L’emergenza sanitaria: accertato il primo caso di colera
Libano A rischio le persone sfollate. Parla Roberto Ferracci di Azione contro la fame
Libano A rischio le persone sfollate. Parla Roberto Ferracci di Azione contro la fame
Il timore di un’emergenza nell’emergenza adesso si chiama colera. In Libano, il primo caso è stato accertato tre giorni fa: una donna di 82 anni di Sammouniyeh, nella regione di Akkar. Cominciate le procedure sanitarie necessarie ad opera del ministero della salute libanese presieduto da Firas Abiad e di varie Ong che si occupano di prima assistenza. «Si procederà con una mappatura dei rischio. Di conseguenza anche la risposta all’emergenza sfollati risentirà di questa mappatura e si prioritizzeranno per la risposta all’emergenza, nel breve periodo, le zone a più alto rischio fra quelle col più alto numero di sfollati» ci spiega Roberto Ferracci, ingegnere e coordinatore di settore in materia di qualità dell’acqua di Azione contro la fame, in prima linea nella crisi umanitaria che sta affliggendo il Libano.
«LA SORVEGLIANZA dei casi è gestita dal ministero della salute libanese, con cui collaboriamo. Ora sta esaminando i trend epidemiologici legati alle waterborne desease, ovvero le malattie legate alla trasmissività dell’acqua, come il colera. Il colera è endemico nel paese, mancava da decenni, ma nel 2022 si sono registrati altri casi, individuati nella stessa regione, Hermel-Akkar, nel nord del paese. Il rischio ha fatto in modo che l’Organizzazione mondiale della sanità predisponesse dei vaccini. Il colera è una malattia molto trasmissibile per via orofecale, attraverso l’acqua, il cibo, la scarsa igiene. A causa del conflitto quest’anno non è stato possibile attuare tutte le misure di contenimento, nonostante sia l’anno scorso che quest’anno ci fossero a disposizione dei vaccini. E adesso, a ottobre, mese di maggiore scarsità di acqua con conseguente approvvigionamento a fonti non sicure e controllate – e quindi potenziale aumento del rischio di contagio, data l’endemicità della malattia- il rischio trasmissibilità aumenta», spiega ancora Ferracci.

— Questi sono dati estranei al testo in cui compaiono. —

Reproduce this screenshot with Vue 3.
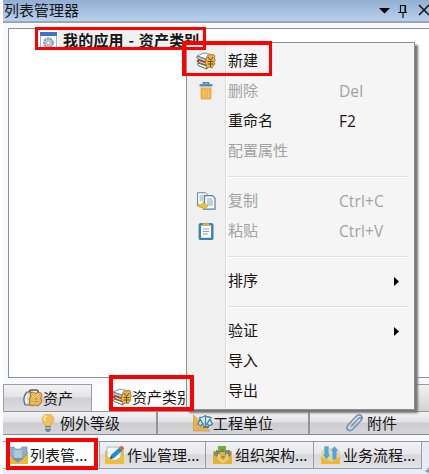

L’ingegnere ci tiene a sottolineare che «l’emergenza sfollati interni fa aumentare esponenzialmente la complessità sia di tracciamento che di intervento. Al momento Unicef, Oms, Azione contro la fame ed altre ong specializzate si stanno coordinando con in ministero della Salute libanese per contenere quella che potrebbe diventare l’ennesima catastrofe a danno dei civili, per lo più ospitati in scuole o centri di accoglienza non adatti a contenere stabilmente un numero così elevato di persone. Gli impianti idraulici e fognari delle strutture di accoglienza non sono infatti idonei all’uso abitativo».
AL MOMENTO il numero degli sfollati interni scappati in massa in un esodo biblico dal sud e dall’est del Libano ormai un mese fa, quando si sono intensificati i bombardamenti israeliani, in scene ormai impresse nella memoria collettiva libanese, è di circa un milione e mezzo. Dall’inizio dei bombardamenti non c’è stato infatti modo di tornare nei propri luoghi d’origine e si ignora ogni eventuale data di rientro.
MOLTI VILLAGGI sono stati completamente rasi al suolo, soprattutto nelle aree al confine tra Libano e Israele, in previsione di una possibile invasione delle truppe di terra israeliane, che per il momento si sono limitate a incursioni di poche unità. Alcuni villaggi – talvolta con una storia millenaria come quello di Mhaibib – , sono stati completamente distrutti dall’aviazione israeliana. Città come Nabatiyyeh sventrate, in azioni punitive molto più che militari. Il metodo è lo stesso usato a Gaza: spianare per poi entrare.
Alle infinite emergenze libanesi, quella umanitaria, quella politica, sociale, economica, si aggiunge adesso il timore per una crisi sanitaria che può scoppiare da un momento all’altro.